▸ Extracted data:
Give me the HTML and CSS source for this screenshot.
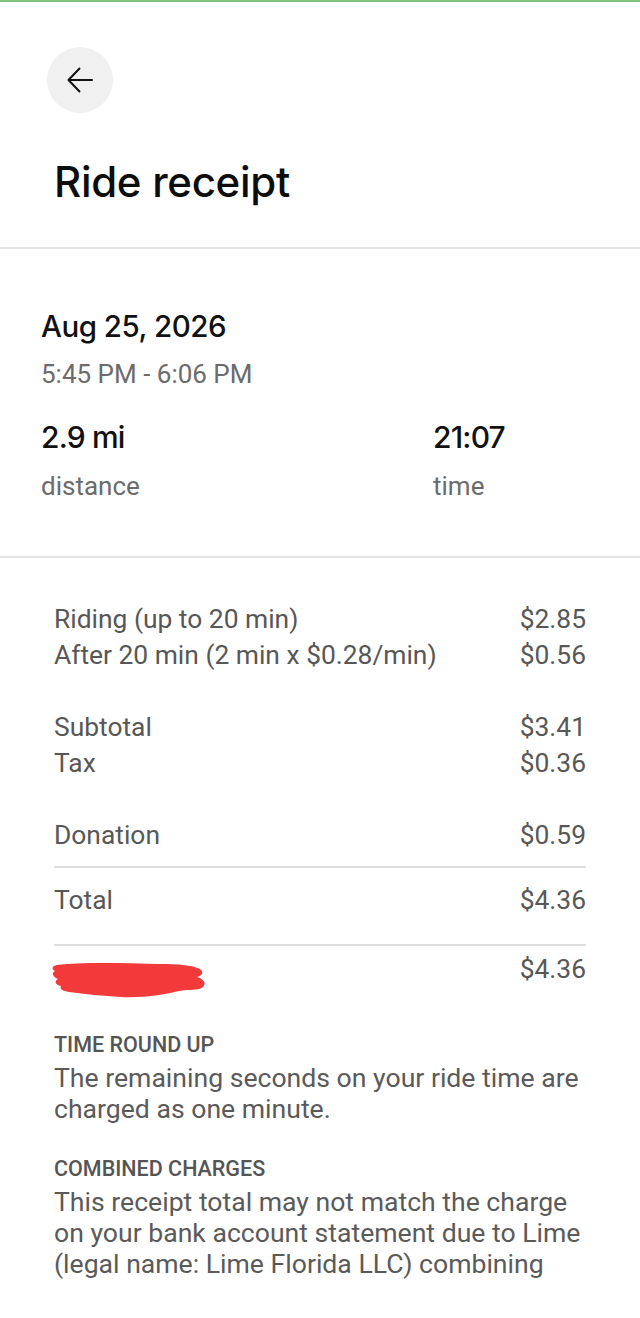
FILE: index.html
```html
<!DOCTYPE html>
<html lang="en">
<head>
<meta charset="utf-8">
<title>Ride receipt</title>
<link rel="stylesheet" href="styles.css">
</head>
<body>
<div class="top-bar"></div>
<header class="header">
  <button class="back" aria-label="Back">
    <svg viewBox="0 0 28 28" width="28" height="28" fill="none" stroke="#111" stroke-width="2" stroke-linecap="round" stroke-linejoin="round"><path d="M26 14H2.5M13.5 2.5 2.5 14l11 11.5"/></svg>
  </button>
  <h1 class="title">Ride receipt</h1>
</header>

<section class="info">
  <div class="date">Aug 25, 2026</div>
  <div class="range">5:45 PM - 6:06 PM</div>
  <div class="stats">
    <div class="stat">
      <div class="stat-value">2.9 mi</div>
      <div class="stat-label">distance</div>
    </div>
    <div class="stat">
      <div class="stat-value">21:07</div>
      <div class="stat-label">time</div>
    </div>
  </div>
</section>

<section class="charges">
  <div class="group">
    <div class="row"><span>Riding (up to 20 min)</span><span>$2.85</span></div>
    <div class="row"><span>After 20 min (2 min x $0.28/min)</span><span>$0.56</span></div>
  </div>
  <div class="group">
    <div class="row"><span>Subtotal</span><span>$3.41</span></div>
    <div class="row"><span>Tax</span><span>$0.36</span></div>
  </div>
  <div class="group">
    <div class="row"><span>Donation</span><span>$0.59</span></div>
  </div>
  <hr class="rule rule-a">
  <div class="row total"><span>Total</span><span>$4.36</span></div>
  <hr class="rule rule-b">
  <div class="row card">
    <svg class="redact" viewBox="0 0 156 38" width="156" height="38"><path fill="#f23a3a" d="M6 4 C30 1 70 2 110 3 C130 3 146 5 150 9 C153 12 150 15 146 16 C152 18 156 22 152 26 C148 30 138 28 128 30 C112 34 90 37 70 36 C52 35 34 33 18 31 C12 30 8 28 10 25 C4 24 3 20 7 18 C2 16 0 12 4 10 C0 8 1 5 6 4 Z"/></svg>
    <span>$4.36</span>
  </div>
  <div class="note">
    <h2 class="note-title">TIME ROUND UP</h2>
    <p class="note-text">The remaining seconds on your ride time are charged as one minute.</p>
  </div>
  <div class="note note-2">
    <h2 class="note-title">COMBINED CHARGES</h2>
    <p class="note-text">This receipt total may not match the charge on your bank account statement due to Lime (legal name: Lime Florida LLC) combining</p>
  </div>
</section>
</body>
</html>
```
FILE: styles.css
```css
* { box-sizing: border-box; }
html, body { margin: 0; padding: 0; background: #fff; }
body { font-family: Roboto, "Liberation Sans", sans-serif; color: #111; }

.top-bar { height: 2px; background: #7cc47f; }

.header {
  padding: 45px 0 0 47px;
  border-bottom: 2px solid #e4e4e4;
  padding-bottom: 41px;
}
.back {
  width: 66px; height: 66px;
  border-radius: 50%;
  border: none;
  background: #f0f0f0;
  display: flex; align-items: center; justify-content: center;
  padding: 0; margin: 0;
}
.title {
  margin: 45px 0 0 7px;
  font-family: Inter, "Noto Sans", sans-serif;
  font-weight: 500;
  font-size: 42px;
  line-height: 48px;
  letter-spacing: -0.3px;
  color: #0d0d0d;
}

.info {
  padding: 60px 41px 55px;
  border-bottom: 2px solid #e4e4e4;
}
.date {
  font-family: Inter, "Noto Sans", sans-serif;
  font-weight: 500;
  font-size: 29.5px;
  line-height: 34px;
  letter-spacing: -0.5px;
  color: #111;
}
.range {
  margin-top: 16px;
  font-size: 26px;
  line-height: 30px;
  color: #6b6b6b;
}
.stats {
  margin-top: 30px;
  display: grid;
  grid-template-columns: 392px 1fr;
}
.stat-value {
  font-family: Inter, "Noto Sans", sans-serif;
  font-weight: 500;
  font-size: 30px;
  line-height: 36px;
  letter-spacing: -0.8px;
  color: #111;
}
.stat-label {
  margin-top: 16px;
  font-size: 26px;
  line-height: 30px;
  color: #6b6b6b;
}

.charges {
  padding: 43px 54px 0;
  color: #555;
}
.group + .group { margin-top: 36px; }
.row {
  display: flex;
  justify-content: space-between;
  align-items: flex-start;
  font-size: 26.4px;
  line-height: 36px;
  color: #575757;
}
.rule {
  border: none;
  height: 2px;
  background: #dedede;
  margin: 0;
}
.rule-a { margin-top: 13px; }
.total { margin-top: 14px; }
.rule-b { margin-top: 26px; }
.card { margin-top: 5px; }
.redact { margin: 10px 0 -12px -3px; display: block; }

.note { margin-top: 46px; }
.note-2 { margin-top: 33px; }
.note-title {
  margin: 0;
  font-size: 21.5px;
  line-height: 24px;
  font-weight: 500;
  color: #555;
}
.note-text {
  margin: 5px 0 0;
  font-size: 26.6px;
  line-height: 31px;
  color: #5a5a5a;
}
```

* * *

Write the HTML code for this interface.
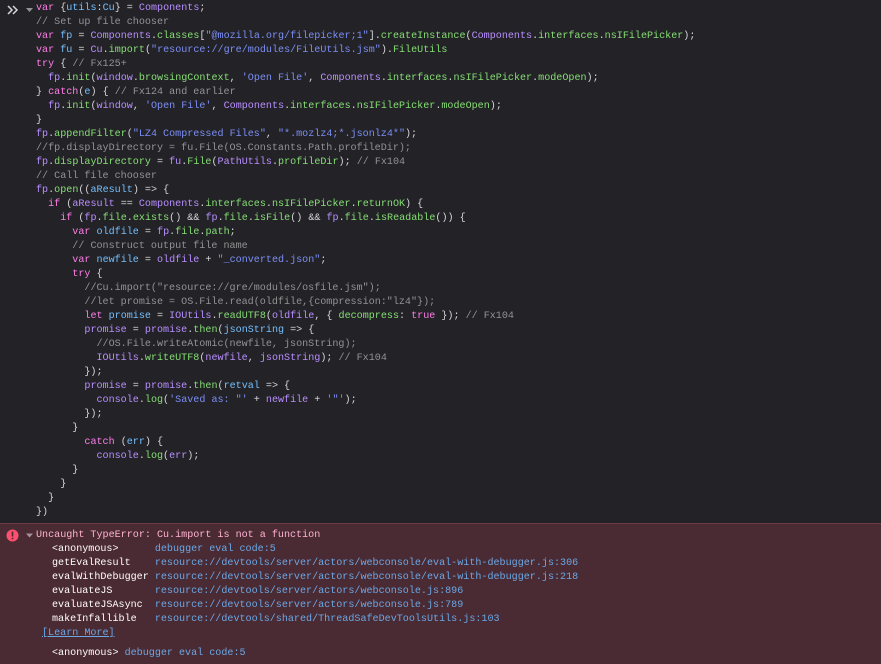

==

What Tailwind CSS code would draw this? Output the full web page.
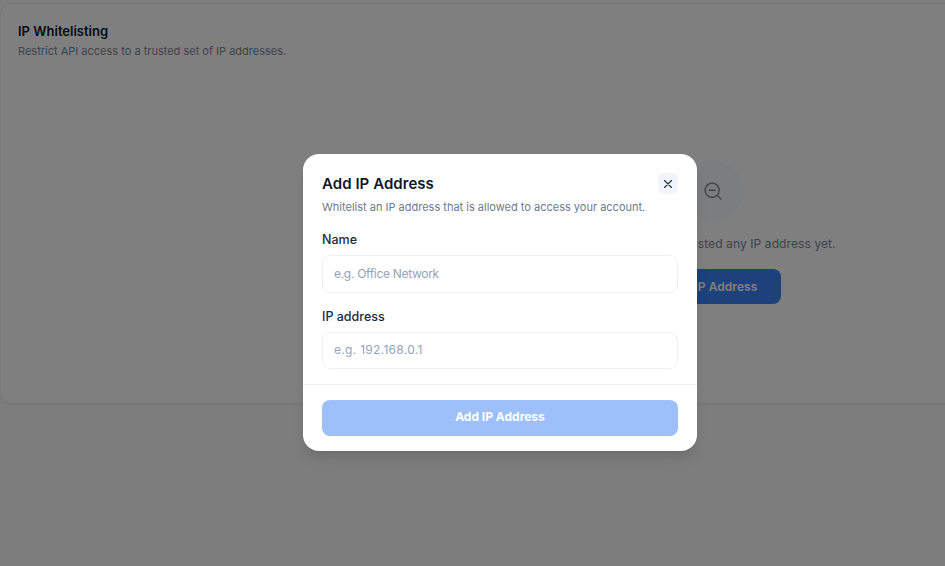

▸ Instructions for the task:
Find every line in the records above that contains the word "code", and copy each one.

▸ Reply to the task:
Write the HTML code for this interface.
What Tailwind CSS code would draw this? Output the full web page.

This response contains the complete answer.